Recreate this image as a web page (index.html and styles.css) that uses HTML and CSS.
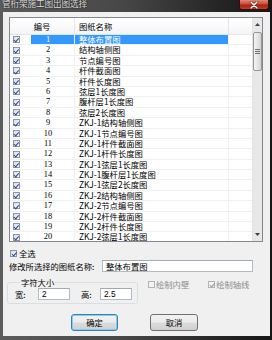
FILE: index.html
```html
<!DOCTYPE html>
<html lang="zh">
<head>
<meta charset="utf-8">
<title>管桁架施工图出图选择</title>
<link rel="stylesheet" href="styles.css">
</head>
<body>
<div class="win">
  <div class="titlebar">
    <span class="title">管桁架施工图出图选择</span>
    <div class="close">
      <svg width="10" height="8" viewBox="0 0 10 8"><path d="M2 1 L8 7 M8 1 L2 7" stroke="#5a1a12" stroke-width="2.6" stroke-linecap="round"/><path d="M2 1 L8 7 M8 1 L2 7" stroke="#fff" stroke-width="1.5" stroke-linecap="round"/></svg>
    </div>
  </div>
  <div class="client">
    <div class="listview">
      <div class="lv-main">
        <div class="lv-head">
          <div class="hc hc-num">编号</div>
          <div class="hc hc-name">图纸名称</div>
          <div class="hc hc-rest"></div>
        </div>
        <div class="lv-rows">
          <div class="row sel"><span class="c-cb"><i class="cb on"></i></span><span class="c-num">1</span><span class="c-name">整体布置图</span><span class="c-rest"></span></div>
          <div class="row"><span class="c-cb"><i class="cb on"></i></span><span class="c-num">2</span><span class="c-name">结构轴侧图</span><span class="c-rest"></span></div>
          <div class="row"><span class="c-cb"><i class="cb on"></i></span><span class="c-num">3</span><span class="c-name">节点编号图</span><span class="c-rest"></span></div>
          <div class="row"><span class="c-cb"><i class="cb on"></i></span><span class="c-num">4</span><span class="c-name">杆件截面图</span><span class="c-rest"></span></div>
          <div class="row"><span class="c-cb"><i class="cb on"></i></span><span class="c-num">5</span><span class="c-name">杆件长度图</span><span class="c-rest"></span></div>
          <div class="row"><span class="c-cb"><i class="cb on"></i></span><span class="c-num">6</span><span class="c-name">弦层1长度图</span><span class="c-rest"></span></div>
          <div class="row"><span class="c-cb"><i class="cb on"></i></span><span class="c-num">7</span><span class="c-name">腹杆层1长度图</span><span class="c-rest"></span></div>
          <div class="row"><span class="c-cb"><i class="cb on"></i></span><span class="c-num">8</span><span class="c-name">弦层2长度图</span><span class="c-rest"></span></div>
          <div class="row"><span class="c-cb"><i class="cb on"></i></span><span class="c-num">9</span><span class="c-name">ZKJ-1结构轴侧图</span><span class="c-rest"></span></div>
          <div class="row"><span class="c-cb"><i class="cb on"></i></span><span class="c-num">10</span><span class="c-name">ZKJ-1节点编号图</span><span class="c-rest"></span></div>
          <div class="row"><span class="c-cb"><i class="cb on"></i></span><span class="c-num">11</span><span class="c-name">ZKJ-1杆件截面图</span><span class="c-rest"></span></div>
          <div class="row"><span class="c-cb"><i class="cb on"></i></span><span class="c-num">12</span><span class="c-name">ZKJ-1杆件长度图</span><span class="c-rest"></span></div>
          <div class="row"><span class="c-cb"><i class="cb on"></i></span><span class="c-num">13</span><span class="c-name">ZKJ-1弦层1长度图</span><span class="c-rest"></span></div>
          <div class="row"><span class="c-cb"><i class="cb on"></i></span><span class="c-num">14</span><span class="c-name">ZKJ-1腹杆层1长度图</span><span class="c-rest"></span></div>
          <div class="row"><span class="c-cb"><i class="cb on"></i></span><span class="c-num">15</span><span class="c-name">ZKJ-1弦层2长度图</span><span class="c-rest"></span></div>
          <div class="row"><span class="c-cb"><i class="cb on"></i></span><span class="c-num">16</span><span class="c-name">ZKJ-2结构轴侧图</span><span class="c-rest"></span></div>
          <div class="row"><span class="c-cb"><i class="cb on"></i></span><span class="c-num">17</span><span class="c-name">ZKJ-2节点编号图</span><span class="c-rest"></span></div>
          <div class="row"><span class="c-cb"><i class="cb on"></i></span><span class="c-num">18</span><span class="c-name">ZKJ-2杆件截面图</span><span class="c-rest"></span></div>
          <div class="row"><span class="c-cb"><i class="cb on"></i></span><span class="c-num">19</span><span class="c-name">ZKJ-2杆件长度图</span><span class="c-rest"></span></div>
          <div class="row"><span class="c-cb"><i class="cb on"></i></span><span class="c-num">20</span><span class="c-name">ZKJ-2弦层1长度图</span><span class="c-rest"></span></div>
        </div>
      </div>
      <div class="vscroll">
        <div class="sb-btn"><svg width="5" height="3" viewBox="0 0 5 3"><path d="M0 3 L2.5 0 L5 3 Z" fill="#404040"/></svg></div>
        <div class="sb-track">
          <div class="sb-thumb"><span class="grip"></span></div>
        </div>
        <div class="sb-btn"><svg width="5" height="3" viewBox="0 0 5 3"><path d="M0 0 L5 0 L2.5 3 Z" fill="#404040"/></svg></div>
      </div>
    </div>

    <div class="selall">
      <i class="cb on"></i><span class="lbl">全选</span>
    </div>

    <div class="rename">
      <span class="rename-lbl">修改所选择的图纸名称:</span>
      <div class="edit edit-wide">整体布置图</div>
    </div>

    <div class="opts">
      <fieldset class="group">
        <legend>字符大小</legend>
        <div class="group-row">
          <span class="k k-w">宽:</span>
          <div class="edit edit-num">2</div>
          <span class="k k-h">高:</span>
          <div class="edit edit-num">2.5</div>
        </div>
      </fieldset>
      <div class="checks">
        <div class="chk dis"><i class="cb off"></i><span>绘制内壁</span></div>
        <div class="chk dis chk2"><i class="cb on"></i><span>绘制轴线</span></div>
      </div>
    </div>

    <div class="buttons">
      <div class="btn default">确定</div>
      <div class="btn">取消</div>
    </div>
  </div>
</div>
</body>
</html>
```

FILE: styles.css
```css
* { box-sizing: border-box; }

html, body {
  margin: 0;
  padding: 0;
}

body {
  width: 272px;
  height: 340px;
  overflow: hidden;
  font-family: "Noto Sans CJK SC", "Noto Sans", sans-serif;
  font-size: 8.3px;
  color: #000;
  background: #2a2a2a;
}

.win {
  width: 272px;
  height: 340px;
  display: flex;
  flex-direction: column;
  background: linear-gradient(to right, #5c5c5c 0%, #474747 45%, #262626 80%, #161616 100%);
}

.titlebar {
  height: 12px;
  display: flex;
  justify-content: space-between;
  align-items: flex-start;
}

.title {
  padding-left: 2px;
  margin-top: -2px;
  font-size: 8.6px;
  line-height: 10px;
  color: #dcdcdc;
  text-shadow: 0 0 2px #000;
  letter-spacing: -0.1px;
}

.close {
  width: 30px;
  height: 10px;
  margin-right: 3px;
  border: 1px solid #3b0d08;
  border-top: none;
  border-radius: 0 0 3px 3px;
  background: linear-gradient(#e0897c 0%, #cb4a38 45%, #a9230f 55%, #c0402a 100%);
  display: flex;
  align-items: center;
  justify-content: center;
}

.client {
  flex: 1;
  margin: 0 2px 4px 3px;
  background: #f0f0f0;
  padding: 5px 0 0 6px;
  display: flex;
  flex-direction: column;
  align-items: flex-start;
}

/* List view */
.listview {
  width: 254px;
  height: 225px;
  border: 1px solid #828790;
  background: #fff;
  display: flex;
  overflow: hidden;
}

.lv-main {
  width: 242px;
  overflow: hidden;
}

.lv-head {
  height: 17px;
  display: grid;
  grid-template-columns: 65px 154px 23px;
  background: linear-gradient(#ffffff, #fbfbfb 50%, #f3f4f6);
  border-bottom: 1px solid #e3e5e8;
}

.hc {
  line-height: 16px;
  border-right: 1px solid #e3e5e8;
  white-space: nowrap;
}

.hc-num { text-align: center; }
.hc-name { padding-left: 4px; }
.hc-rest { border-right: none; }

.row {
  height: 10.4px;
  display: grid;
  grid-template-columns: 21px 44px 154px 23px;
  border-bottom: 1px solid #f0f0f0;
  line-height: 9.4px;
  white-space: nowrap;
}

.c-cb {
  padding-left: 2.5px;
  display: flex;
  align-items: center;
}

.c-num {
  text-align: center;
  padding-right: 9px;
  font-family: "Liberation Serif", "Noto Sans CJK SC", serif;
  font-size: 8.4px;
  border-right: 1px solid #f0f0f0;
}

.c-name {
  padding-left: 4px;
  border-right: 1px solid #f0f0f0;
  overflow: hidden;
}

.row.sel .c-num,
.row.sel .c-name {
  background: #3399ff;
  color: #fff;
}

/* check boxes */
.cb {
  display: inline-block;
  width: 7px;
  height: 7px;
  border: 1px solid #8a95a8;
  background: linear-gradient(135deg, #d9dfe8, #f7f9fc);
  position: relative;
  flex: none;
}

.cb.on::after {
  content: "";
  position: absolute;
  left: 1.6px;
  top: 0.2px;
  width: 1.6px;
  height: 3.6px;
  border-right: 1.2px solid #2b4a95;
  border-bottom: 1.2px solid #2b4a95;
  transform: rotate(40deg);
}

/* scrollbar */
.vscroll {
  width: 10px;
  display: flex;
  flex-direction: column;
  background: #e8e8e8;
  border-left: 1px solid #e3e3e3;
}

.sb-btn {
  height: 13px;
  display: flex;
  align-items: center;
  justify-content: center;
}

.sb-track {
  flex: 1;
  padding-top: 1px;
}

.sb-thumb {
  height: 39px;
  border: 1px solid #979797;
  border-radius: 2px;
  background: linear-gradient(to right, #f3f3f3, #e6e6e6 50%, #d3d3d3);
  display: flex;
  align-items: center;
  justify-content: center;
}

.grip {
  width: 5px;
  height: 5px;
  background: repeating-linear-gradient(#6f6f6f 0 1px, transparent 1px 2px);
}

/* select all */
.selall {
  margin-top: 6px;
  margin-left: 1px;
  height: 10px;
  display: flex;
  align-items: center;
  gap: 2px;
}

.selall .lbl { line-height: 10px; }

/* rename */
.rename {
  margin-top: 2px;
  display: flex;
  align-items: center;
}

.rename-lbl {
  width: 93px;
  white-space: nowrap;
  line-height: 12px;
}

.edit {
  height: 12px;
  background: #fff;
  border: 1px solid #b5b9c1;
  border-top-color: #a4a8b0;
  line-height: 10px;
  padding-left: 3px;
  white-space: nowrap;
}

.edit-wide { width: 151px; }

/* options */
.opts {
  margin-top: 5px;
  margin-left: -2px;
  display: flex;
  align-items: flex-start;
}

.group {
  margin: 0;
  width: 131px;
  padding: 1px 5px 3px 7px;
  border: 1px solid #d5dfe5;
  border-radius: 3px;
  min-width: 0;
}

.group legend {
  padding: 0 1px;
  margin-left: 5px;
  line-height: 10px;
}

.group-row {
  display: flex;
  align-items: center;
}

.k { line-height: 12px; white-space: nowrap; }
.k-w { width: 23px; }
.k-h { width: 19px; margin-left: 11px; }

.edit-num {
  width: 32px;
  padding-left: 3px;
  font-family: "Liberation Sans", "Noto Sans CJK SC", sans-serif;
}

.checks {
  margin-top: 2px;
  margin-left: 10px;
  display: flex;
  align-items: center;
}

.chk {
  height: 10px;
  display: flex;
  align-items: center;
  gap: 1px;
  line-height: 10px;
  white-space: nowrap;
}

.chk.dis { color: #8d8d8d; }
.chk.dis .cb { border-color: #b3b3b3; background: #f4f4f4; }
.chk.dis .cb.on::after { border-color: #9a9a9a; }
.chk2 { margin-left: 19px; }

/* buttons */
.buttons {
  margin-top: 10px;
  margin-left: 62px;
  display: flex;
  gap: 32px;
}

.btn {
  width: 48px;
  height: 17px;
  border: 1px solid #707070;
  border-radius: 3px;
  background: linear-gradient(#f2f2f2 0%, #ebebeb 49%, #dddddd 51%, #cfcfcf 100%);
  text-align: center;
  line-height: 15px;
}

.btn.default {
  width: 47px;
  border-color: #3c7fb1;
  box-shadow: inset 0 0 0 1px #7fd0f5;
}
```
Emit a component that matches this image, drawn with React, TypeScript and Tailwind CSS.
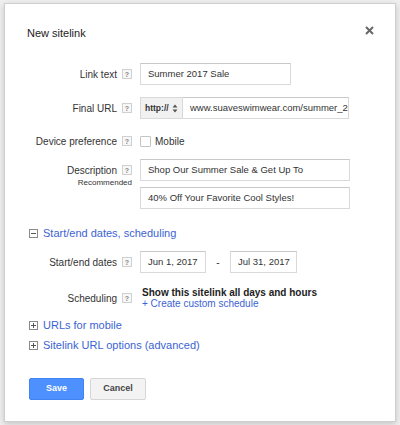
import React from 'react';

// 小问号帮助图标
const Help: React.FC = () => (
  <span className="inline-flex items-center justify-center w-[10px] h-[10px] border border-[#d0d0d0] bg-[#f7f7f7] text-[7px] leading-none text-[#888] font-bold shrink-0">
    ?
  </span>
);

// 展开 / 收起图标
const Toggle: React.FC<{ open?: boolean }> = ({ open }) => (
  <svg width="9" height="9" viewBox="0 0 9 9" className="shrink-0">
    <rect x="0.5" y="0.5" width="8" height="8" fill="#fff" stroke="#8a8a8a" />
    <line x1="2" y1="4.5" x2="7" y2="4.5" stroke="#555" />
    {!open && <line x1="4.5" y1="2" x2="4.5" y2="7" stroke="#555" />}
  </svg>
);

const Field: React.FC<{ className?: string; children: React.ReactNode }> = ({ className = '', children }) => (
  <div
    className={`h-[22px] flex items-center pl-[7px] border border-[#d9d9d9] border-t-[#c8c8c8] bg-white text-[9.5px] text-[#333] whitespace-nowrap overflow-hidden ${className}`}
  >
    {children}
  </div>
);

// 表单行：左侧标签 + 帮助图标
const Row: React.FC<{ label: string; className?: string; children: React.ReactNode }> = ({ label, className = '', children }) => (
  <div className={`flex items-center ${className}`}>
    <div className="w-[105px] flex items-center justify-end">
      <span className="text-[10px] text-[#333] mr-[5px]">{label}</span>
      <Help />
    </div>
    <div className="ml-[8px] flex items-center">{children}</div>
  </div>
);

const SectionLink: React.FC<{ open?: boolean; text: string; className?: string }> = ({ open, text, className = '' }) => (
  <div className={`flex items-center h-[16px] ml-[2px] ${className}`}>
    <Toggle open={open} />
    <span className="ml-[5px] text-[11px] text-[#3b63d3]">{text}</span>
  </div>
);

export default function App() {
  return (
    <div
      className="w-[400px] h-[425px] bg-[#efefef] pt-[3px] pl-[4px]"
      style={{ fontFamily: '"Liberation Sans", Arial, sans-serif' }}
    >
      <div className="w-[392px] h-[419px] bg-white border border-[#cfcfcf] shadow-[0_2px_6px_rgba(0,0,0,0.18)] pt-[19px] pl-[22px] pr-[21px]">
        {/* 标题栏 */}
        <div className="flex items-center justify-between h-[20px]">
          <span className="text-[11px] text-[#222]">New sitelink</span>
          <svg width="9" height="9" viewBox="0 0 9 9" className="-mt-[6px]">
            <line x1="1" y1="1" x2="8" y2="8" stroke="#666" strokeWidth="2" />
            <line x1="8" y1="1" x2="1" y2="8" stroke="#666" strokeWidth="2" />
          </svg>
        </div>

        <Row label="Link text" className="mt-[20px]">
          <Field className="w-[151px]">Summer 2017 Sale</Field>
        </Row>

        <Row label="Final URL" className="mt-[12px]">
          <div className="flex">
            <div className="h-[22px] w-[43px] flex items-center pl-[4px] bg-[#f1f1f1] border border-[#d9d9d9] text-[8.5px] font-bold text-[#333]">
              http://
              <svg width="6" height="9" viewBox="0 0 6 9" className="ml-[3px]">
                <path d="M3 0.5 L5.5 3.5 L0.5 3.5 Z" fill="#555" />
                <path d="M3 8.5 L5.5 5.5 L0.5 5.5 Z" fill="#555" />
              </svg>
            </div>
            <Field className="w-[166px] border-l-0">www.suaveswimwear.com/summer_2017</Field>
          </div>
        </Row>

        <Row label="Device preference" className="mt-[14px] h-[16px]">
          <span className="w-[11px] h-[11px] border border-[#c4c4c4] rounded-[1px] bg-white" />
          <span className="ml-[4px] text-[10px] text-[#333]">Mobile</span>
        </Row>

        {/* 描述 */}
        <div className="flex items-start mt-[10px]">
          <div className="w-[105px]">
            <div className="h-[22px] flex items-center justify-end">
              <span className="text-[10px] text-[#333] mr-[5px]">Description</span>
              <Help />
            </div>
            <div className="text-right text-[8px] leading-[10px] -mt-[3px] text-[#333]">Recommended</div>
          </div>
          <div className="ml-[8px] flex flex-col gap-[6px]">
            <Field className="w-[210px]">Shop Our Summer Sale &amp; Get Up To</Field>
            <Field className="w-[210px]">40% Off Your Favorite Cool Styles!</Field>
          </div>
        </div>

        <SectionLink open text="Start/end dates, scheduling" className="mt-[16px]" />

        <Row label="Start/end dates" className="mt-[10px]">
          <Field className="w-[66px]">Jun 1, 2017</Field>
          <span className="w-[24px] text-center text-[10px] text-[#333]">-</span>
          <Field className="w-[67px]">Jul 31, 2017</Field>
        </Row>

        <Row label="Scheduling" className="mt-[14px]">
          <div className="flex flex-col ml-[2px]">
            <span className="text-[10px] leading-[11px] font-bold text-[#222]">Show this sitelink all days and hours</span>
            <span className="text-[10px] leading-[11px] text-[#3b63d3]">+ Create custom schedule</span>
          </div>
        </Row>

        <SectionLink text="URLs for mobile" className="mt-[8px]" />
        <SectionLink text="Sitelink URL options (advanced)" className="mt-[4px]" />

        {/* 按钮 */}
        <div className="flex gap-[6px] mt-[25px] ml-[2px]">
          <button
            type="button"
            className="h-[22px] w-[55px] rounded-[2px] bg-[#4d90fe] border border-[#3f83f5] text-white text-[9px] font-bold"
          >
            Save
          </button>
          <button
            type="button"
            className="h-[22px] w-[56px] rounded-[2px] bg-[#f3f3f3] border border-[#d6d6d6] text-[#444] text-[9px] font-bold"
          >
            Cancel
          </button>
        </div>
      </div>
    </div>
  );
}
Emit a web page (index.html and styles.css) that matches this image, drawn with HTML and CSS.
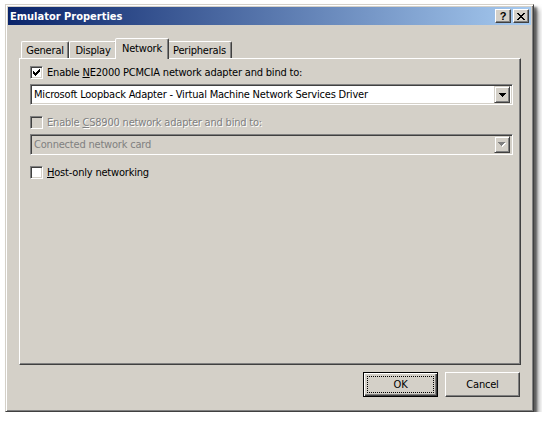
FILE: index.html
```html
<!DOCTYPE html>
<html>
<head>
<meta charset="utf-8">
<title>Emulator Properties</title>
<link rel="stylesheet" href="styles.css">
</head>
<body>
<div class="window">
  <div class="titlebar">
    <span class="title">Emulator Properties</span>
    <div class="caption-btns">
      <span class="cbtn cbtn-help">?</span>
      <span class="cbtn">
        <svg width="8" height="7" viewBox="0 0 8 7" shape-rendering="crispEdges"><path d="M0 0h2v1h-2zM6 0h2v1h-2zM1 1h2v1h-2zM5 1h2v1h-2zM2 2h4v1h-4zM3 3h2v1h-2zM2 4h4v1h-4zM1 5h2v1h-2zM5 5h2v1h-2zM0 6h2v1h-2zM6 6h2v1h-2z" fill="#000"/></svg>
      </span>
    </div>
  </div>
  <div class="body">
    <div class="tabs">
      <div class="tab tab-general">General</div>
      <div class="tab tab-display">Display</div>
      <div class="tab tab-network selected">Network</div>
      <div class="tab tab-periph">Peripherals</div>
    </div>
    <div class="panel">
      <div class="check-row row1">
        <span class="checkbox">
          <svg width="7" height="7" viewBox="0 0 7 7" shape-rendering="crispEdges"><path d="M6 0h1v3h-1zM5 1h1v3h-1zM4 2h1v3h-1zM3 3h1v3h-1zM2 4h1v3h-1zM1 3h1v3h-1zM0 2h1v3h-1z" fill="#000"/></svg>
        </span>
        <span class="label">Enable <u>N</u>E2000 PCMCIA network adapter and bind to:</span>
      </div>
      <div class="combo row2">
        <span class="combo-text">Microsoft Loopback Adapter - Virtual Machine Network Services Driver</span>
        <span class="combo-btn">
          <svg width="7" height="4" viewBox="0 0 7 4" shape-rendering="crispEdges"><path d="M0 0h7v1h-7zM1 1h5v1h-5zM2 2h3v1h-3zM3 3h1v1h-1z" fill="#000"/></svg>
        </span>
      </div>
      <div class="check-row row3 disabled">
        <span class="checkbox"></span>
        <span class="label">Enable <u>C</u>S8900 network adapter and bind to:</span>
      </div>
      <div class="combo row4 disabled">
        <span class="combo-text">Connected network card</span>
        <span class="combo-btn">
          <svg width="8" height="5" viewBox="0 0 8 5" shape-rendering="crispEdges"><path d="M1 1h7v1h-7zM2 2h5v1h-5zM3 3h3v1h-3zM4 4h1v1h-1z" fill="#fff"/><path d="M0 0h7v1h-7zM1 1h5v1h-5zM2 2h3v1h-3zM3 3h1v1h-1z" fill="#808080"/></svg>
        </span>
      </div>
      <div class="check-row row5">
        <span class="checkbox"></span>
        <span class="label"><u>H</u>ost-only networking</span>
      </div>
    </div>
    <div class="buttons">
      <button class="btn default"><span class="focus">OK</span></button>
      <button class="btn">Cancel</button>
    </div>
  </div>
</div>
</body>
</html>
```

FILE: styles.css
```css
html, body {
  margin: 0;
  padding: 0;
  background: #ffffff;
}
body {
  font-family: "DejaVu Sans Condensed", "DejaVu Sans", sans-serif;
  font-stretch: condensed;
  font-size: 11px;
  letter-spacing: -0.2px;
  color: #000;
}
.window {
  margin: 4px 0 0 5px;
  width: 529px;
  height: 408px;
  box-sizing: border-box;
  background: #d4d0c8;
  border: 1px solid;
  border-color: #d4d0c8 #404040 #404040 #d4d0c8;
  padding: 2px;
  box-shadow: inset 1px 1px #ffffff, inset -1px -1px #808080, 3px 3px 2px rgba(0,0,0,0.45), 5px 5px 5px rgba(0,0,0,0.35);
  display: flex;
  flex-direction: column;
}
.titlebar {
  height: 18px;
  background: linear-gradient(to right, #0a246a, #a6caf0);
  display: flex;
  align-items: center;
  justify-content: space-between;
  padding: 0 2px 0 2px;
}
.title {
  color: #fff;
  font-family: "DejaVu Sans Condensed", "DejaVu Sans", sans-serif;
  font-weight: bold;
  font-size: 11px;
  letter-spacing: 0;
}
.caption-btns {
  display: flex;
  gap: 2px;
}
.cbtn {
  width: 16px;
  height: 14px;
  box-sizing: border-box;
  background: #d4d0c8;
  border: 1px solid;
  border-color: #ffffff #404040 #404040 #ffffff;
  box-shadow: inset -1px -1px #808080;
  display: flex;
  align-items: center;
  justify-content: center;
}
.cbtn-help {
  font-family: "Liberation Sans", sans-serif;
  font-weight: bold;
  font-size: 11px;
  line-height: 12px;
  font-stretch: normal;
  letter-spacing: 0;
}
.body {
  flex: 1;
  padding: 13px 10px 0 11px;
  display: flex;
  flex-direction: column;
}
.tabs {
  height: 20px;
  display: flex;
  align-items: flex-end;
  padding-left: 2px;
  position: relative;
  z-index: 1;
}
.tab {
  height: 17px;
  box-sizing: border-box;
  border: 1px solid;
  border-bottom: none;
  border-color: #ffffff #404040 transparent #ffffff;
  border-radius: 2px 2px 0 0;
  box-shadow: inset -1px 0 #808080;
  display: flex;
  align-items: center;
  justify-content: center;
  padding-top: 1px;
}
.tab-general { width: 48px; }
.tab-display { width: 48px; }
.tab-network { width: 50px; }
.tab-periph { width: 65px; }
.tab.selected {
  height: 21px;
  margin: 0 -2px -1px -2px;
  width: 54px;
  background: #d4d0c8;
  position: relative;
  z-index: 2;
  padding-bottom: 2px;
}
.panel {
  height: 307px;
  box-sizing: border-box;
  border: 1px solid;
  border-color: #ffffff #404040 #404040 #ffffff;
  box-shadow: inset -1px -1px #808080;
  padding: 7px 7px 0 10px;
  display: flex;
  flex-direction: column;
}
.check-row {
  display: flex;
  align-items: center;
  height: 13px;
  gap: 4px;
}
.checkbox {
  width: 13px;
  height: 13px;
  box-sizing: border-box;
  background: #fff;
  border: 1px solid;
  border-color: #808080 #ffffff #ffffff #808080;
  box-shadow: inset 1px 1px #404040, inset -1px -1px #d4d0c8;
  display: flex;
  align-items: center;
  justify-content: center;
  flex: none;
}
.check-row.disabled .checkbox {
  background: #d4d0c8;
}
.check-row.disabled .label {
  color: #808080;
  text-shadow: 1px 1px #ffffff;
}
.combo {
  height: 21px;
  box-sizing: border-box;
  background: #fff;
  border: 1px solid;
  border-color: #808080 #ffffff #ffffff #808080;
  box-shadow: inset 1px 1px #404040, inset -1px -1px #d4d0c8;
  display: flex;
  align-items: center;
  justify-content: space-between;
  padding: 2px 2px 2px 3px;
}
.combo.disabled {
  background: #d4d0c8;
  color: #808080;
}
.combo-btn {
  width: 16px;
  height: 17px;
  box-sizing: border-box;
  background: #d4d0c8;
  border: 1px solid;
  border-color: #d4d0c8 #404040 #404040 #d4d0c8;
  box-shadow: inset 1px 1px #ffffff, inset -1px -1px #808080;
  display: flex;
  align-items: center;
  justify-content: center;
}
.row2 { margin-top: 5px; }
.row3 { margin-top: 11px; }
.row4 { margin-top: 5px; }
.row5 { margin-top: 11px; }
.buttons {
  display: flex;
  justify-content: flex-end;
  gap: 7px;
  margin-top: 7px;
  padding-right: 1px;
}
.btn {
  width: 75px;
  height: 25px;
  box-sizing: border-box;
  font: inherit;
  font-stretch: condensed;
  letter-spacing: -0.2px;
  background: #d4d0c8;
  border: 1px solid;
  border-color: #ffffff #404040 #404040 #ffffff;
  box-shadow: inset -1px -1px #808080;
  padding: 0;
  margin: 0;
  color: #000;
  display: flex;
  align-items: center;
  justify-content: center;
}
.btn.default {
  border: 1px solid #000;
  box-shadow: inset 1px 1px #ffffff, inset -1px -1px #404040, inset -2px -2px #808080;
  padding: 3px;
}
.focus {
  flex: 1;
  align-self: stretch;
  border: 1px dotted #000;
  display: flex;
  align-items: center;
  justify-content: center;
}
```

────────

- Stated problem: Give back exactly the lines from the one that holds "Emit a component" to the one that holds "import React from 'react';", with both ends and without the images.

- Full solution:
Emit a component that matches this image, drawn with React, TypeScript and Tailwind CSS.
import React from 'react';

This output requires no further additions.